More recently, former Deh Cho MLA Michael Nadli was convicted of assault. Nadli's incarceration led to his suspension as an MLA, but the Assembly was dissolved that year before his incarceration resulted in him losing his seat.
While MLAs have never fired one of their own in the N.W.T., it has happened in Nunavut, which, like the N.W.T., is governed by consensus government.
In 2015 Nunavut MLA Samuel Nuqingaq was expelled from the Nunavut Legislative Assembly, and his seat declared vacant, after members decided they could no longer tolerate his prolonged absences from the Assembly. What differentiates this case from Norn's is that Nuqingaq was expelled without a formal inquiry or recommendation from anyone outside the Nunavut Legislature.
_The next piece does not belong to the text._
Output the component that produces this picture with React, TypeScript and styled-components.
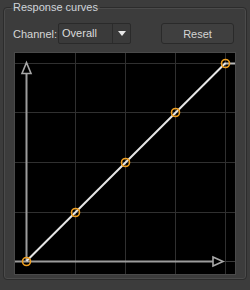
import React from "react";
import styled, { createGlobalStyle } from "styled-components";

const GlobalStyle = createGlobalStyle`
	html, body {
		margin: 0;
		padding: 0;
		background: #3c3c3c;
	}
	body {
		font-family: "Liberation Sans", Arial, sans-serif;
		font-size: 11px;
		color: #d2d2d2;
	}
`;

const Panel = styled.div`
	width: 250px;
	height: 290px;
	box-sizing: border-box;
	padding: 1px 4px 0 3px;
	background: #3c3c3c;
`;

const GroupBox = styled.fieldset`
	margin: 0;
	box-sizing: border-box;
	height: 279px;
	padding: 9px 10px 0 10px;
	border: 1px solid #2c2c2c;
	border-radius: 4px;
	box-shadow: inset 0 0 0 1px #4b4b4b;
	display: flex;
	flex-direction: column;
	gap: 8px;
`;

const Title = styled.legend`
	padding: 0 2px;
	margin-left: -3px;
	color: #cfd4da;
	font-size: 11px;
	line-height: 13px;
`;

const ControlRow = styled.div`
	display: flex;
	align-items: center;
	height: 21px;
`;

const Label = styled.span`
	flex: none;
	margin: 0 1px 0 -1px;
	color: #d6d6d6;
	font-size: 11px;
	white-space: nowrap;
`;

const Combo = styled.div`
	flex: none;
	width: 73px;
	height: 21px;
	box-sizing: border-box;
	display: flex;
	border: 1px solid #2a2a2a;
	border-radius: 2px;
	background: #3a3a3a;
`;

const ComboText = styled.span`
	flex: 1;
	padding-left: 3px;
	line-height: 19px;
	font-size: 11px;
	color: #dcdcdc;
`;

const ComboArrow = styled.span`
	width: 17px;
	display: flex;
	align-items: center;
	justify-content: center;
	border-left: 1px solid #2c2c2c;
	&::after {
		content: "";
		border-left: 4px solid transparent;
		border-right: 4px solid transparent;
		border-top: 5px solid #e6e6e6;
	}
`;

const ResetButton = styled.button`
	flex: none;
	margin-left: 30px;
	width: 73px;
	height: 21px;
	box-sizing: border-box;
	border: 1px solid #2a2a2a;
	border-radius: 3px;
	background: #3f3f3f;
	color: #d4d4d4;
	font-family: "Liberation Sans", Arial, sans-serif;
	font-size: 11px;
	padding: 0;
`;

const Graph = styled.div`
	width: 222px;
	height: 223px;
	box-sizing: border-box;
	border: 1px solid #4a4a4a;
	background: #000;
`;

const points: [number, number][] = [
	[11, 208],
	[60, 159],
	[110, 109],
	[160, 59],
	[210, 10],
];

const ticks = [60, 110, 160, 210];
const hticks = [10, 59, 109, 159];

const Curve = () => (
	<svg width={220} height={221} viewBox="0 0 220 221">
		{ticks.map(x => (
			<line key={"v" + x} x1={x + 0.5} y1={0} x2={x + 0.5} y2={221} stroke="#303030" strokeWidth={1} />
		))}
		{hticks.map(y => (
			<line key={"h" + y} x1={0} y1={y + 0.5} x2={220} y2={y + 0.5} stroke="#303030" strokeWidth={1} />
		))}
		{/* axes */}
		<line x1={11.5} y1={20} x2={11.5} y2={208} stroke="#9c9c9c" strokeWidth={2} />
		<line x1={0} y1={208.5} x2={198} y2={208.5} stroke="#9c9c9c" strokeWidth={2} />
		<line x1={208} y1={208.5} x2={220} y2={208.5} stroke="#3a3a3a" strokeWidth={1} />
		<polygon points="11.5,9.5 7,20.5 16,20.5" fill="none" stroke="#a8a8a8" strokeWidth={1.6} />
		<polygon points="208,208.5 198,204 198,213" fill="none" stroke="#a8a8a8" strokeWidth={1.6} />
		{/* curve */}
		<line x1={210} y1={10.5} x2={220} y2={10.5} stroke="#b8b8b8" strokeWidth={2} />
		<line x1={11.5} y1={208} x2={210.5} y2={10} stroke="#e6e6e6" strokeWidth={2} />
		{points.map(([x, y]) => (
			<circle key={x} cx={x + 0.5} cy={y + 0.5} r={4} fill="none" stroke="#f0a020" strokeWidth={1.6} />
		))}
	</svg>
);

export default function App() {
	return (
		<>
			<GlobalStyle />
			<Panel>
				<GroupBox>
					<Title>Response curves</Title>
					<ControlRow>
						<Label>Channel:</Label>
						<Combo>
							<ComboText>Overall</ComboText>
							<ComboArrow />
						</Combo>
						<ResetButton>Reset</ResetButton>
					</ControlRow>
					<Graph>
						<Curve />
					</Graph>
				</GroupBox>
			</Panel>
		</>
	);
}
Last week Norn said other MLAs had done worse things than him and not been expelled. Worse is a matter of judgment. Is sexual assault worse than Norn's behaviour, as described in the inquiry report? Perhaps MLAs will consider that this week.
But whatever MLAs decide, they won't be basing it on the will of the people who voted for Norn.
No recall legislation in the N.W.T.
People and organizations have already spoken out in favour of or against Norn, and they will surely convey their feelings to the elected representatives who will now decide Norn's fate as an elected official, but this informal process is a far cry from electoral recall, where voters decide they have lost confidence in their MLA and push to have him or her removed.
B.C. has legislation in place that allows for the removal of an MLA based on the will of the MLA's electorate. It's an onerous system for those who want an MLA removed, but it has the undeniable merit of being driven by the same people the MLA counted on for election in the first place.
There is no recall legislation in the Northwest Territories, although MLAs have talked about it. Norn could resign, but nothing he has said suggests that's a consideration.
Norn won 36 per cent of ballots cast in 2019 when he won his seat. That's 201 of 557 votes cast. His next nearest competitor for the seat took 128 votes, or 23 per cent of ballots cast. Does Norn still carry the favour of his electorate? There is no way to know without holding another election, but Norn may still lose his seat.
And that is the crux of the difficult question N.W.T. MLAs now face. Do they take the results of an inquiry into a fellow MLA's behaviour as license to remove that duly elected official from office? Whatever they decide to do, the decision is, as Norn's lawyer emphasized, unprecedented in the N.W.T.